Pine Belt school districts above state standards for teacher background checks

Pine Belt school districts above state standards for teacher background checks

PINE BELT (WDAM) - School districts in the Pine Belt take precautions beyond those required by state when reviewing applications for new faculty and staff members, but new access to a national database could help districts complete more thorough background checks.

Tess Smith, superintendent of the Lamar County School District, said more than 100 people apply to work in her district each year, and before they are ever presented to the school board to be hired, each is screened at both a state and national level.

"We send that first to Mississippi crime level, and once it clears there, we go ahead and take it a step further and go ahead and send it for an FBI background check as well," Smith said. "Just to make sure we don't miss anything."

Automatically sending applicants for a national background check is standard in the Petal and Forrest County school districts as well, which is above what is required by the Mississippi Department of Education. The state only mandates districts check with the FBI if the Mississippi crime record is clean.

"We decided that it was important that we go beyond just the basic state-level requirements, (and) that we do a search which would include any person who had a felony charge in any of any of the states," said Gina Gallant, personnel director for the Forrest County School District.

Smith said, "Through our school safety, we decided that we wanted to take that extra step. It is a little bit more expensive, but I think it's worth it because sometimes we find a few things that you need to know about before you hire someone."

In Forrest County, the search starts with principals at the school where the applicant would like to work.

"It begins at the school level with the principal just to ensure that there's nothing out there that would be gathered very quickly," Gallant said. "The recommendation comes to our office, and we complete our 10-finger background fingerprinting check."

Mississippi has strict requirements for reporting misconduct, and MDE keeps track of educators who have had code of conduct violations reported to the state.

"We have to report everything, but anything that falls under standard 4, which is the student teacher relationship, any issue I have 10 days to report that or it or it puts my personal license at risk," Smith said.

However, reporting standards vary from state to state, and punishment for misconduct is not always criminal. If no charges are filed, the violation does not show up in a background check.

"Sometimes, depending on what happened in another district and how it was handled, yeah, you may end up inheriting someone else's problem," Smith said. "That's what we try to avoid in every situation."

The National Association of State Directors of Teacher Education and Certification or NASDTEC aims to help states, and more recently schools and districts, avoid potential problems. Executive Director Phillip Rogers said keeping track of misconduct especially important, and sometimes difficult, when sanctions often come from an administrative hearing, not a courtroom.

"It kept me up at night when I realized of what a big hole was left unfilled, that was open for people to move into school districts in non-certified positions," Rogers said. "It would be possible for a person to lose their license in one state for some inappropriate activity as an educator and go to another state and get a license, and no one would know."

Teachers applying for certified jobs in Mississippi are screened at the state level, but those applying for jobs that do not require a teaching license are not. Rogers said the NASDTEC Clearinghouse was created almost 30 years ago to allow state licensing offices access to a databases of educators who have lost licenses throughout the U.S. All 50 states are members.

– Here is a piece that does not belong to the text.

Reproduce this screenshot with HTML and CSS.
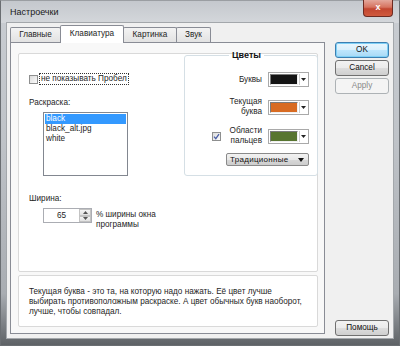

Rogers said he could not say if the Mississippi Department of Education is looking at it when processing licenses, but said it is entering case records. Now, Rogers said it is continuing to bridge gaps left in background checks by allowing schools and districts to use its database as well.

"It's those non-certified positions that are a big, big opportunity for people to slip into a district who have had problems taken against their certificate," he said. "Many states began to allow non-certified people to become coaches and sponsors of groups and things of that nature that did not have a certificate. So, you lose your certificate in Florida for inappropriate contact with students. You go up to North Carolina. You don't have a certificate, and you know it's been entered into NASDTEC. So you don't apply for a certified job. You apply for a non-certified job. Since the districts didn't have access to the Clearinghouse, they would never know that you lost your certificate. There's no criminal case, and they would never know that you had lost your certificate for an inappropriate relationship with a student."

Rogers said the database is on a secure dedicated server, and district must have login credentials to access information.

"I like the idea of that database," Smith said.

Gallant said, "It would definitely be extremely beneficial that we'd be able just to log in and pull that particular information."

As far as questions about confidentiality, Rogers said the licensing decisions are "public and final," and can sometimes be found with by Googling. He also said it does not contain any court records or much any information at all.

"A lot of people think that it contains a lot of information," he said. "It doesn't. It just is meant to be an alert, and we say very clearly it's not a reason not to hire someone. You just need to check o why that action was taken against their certificate. They do see enough to know that there is a reason for them to ask more questions."

Gallant and Smith said there are certain red flags, like an applicant not listing the last principal he or she worked for as reference or leaves off a district entirely. School officials know this requires more research. The Clearinghouse is an additional resource.

"It does provide extra confidence that that person is qualified and safe to practice," Rogers said.

Smith said, "Any layer they could add that would ensure that we put the right people in the right place would be great."

Rogers said districts and schools must be members to access the information for an annual associate member fee of $500 and a subscription fee, which runs about $100 for most districts.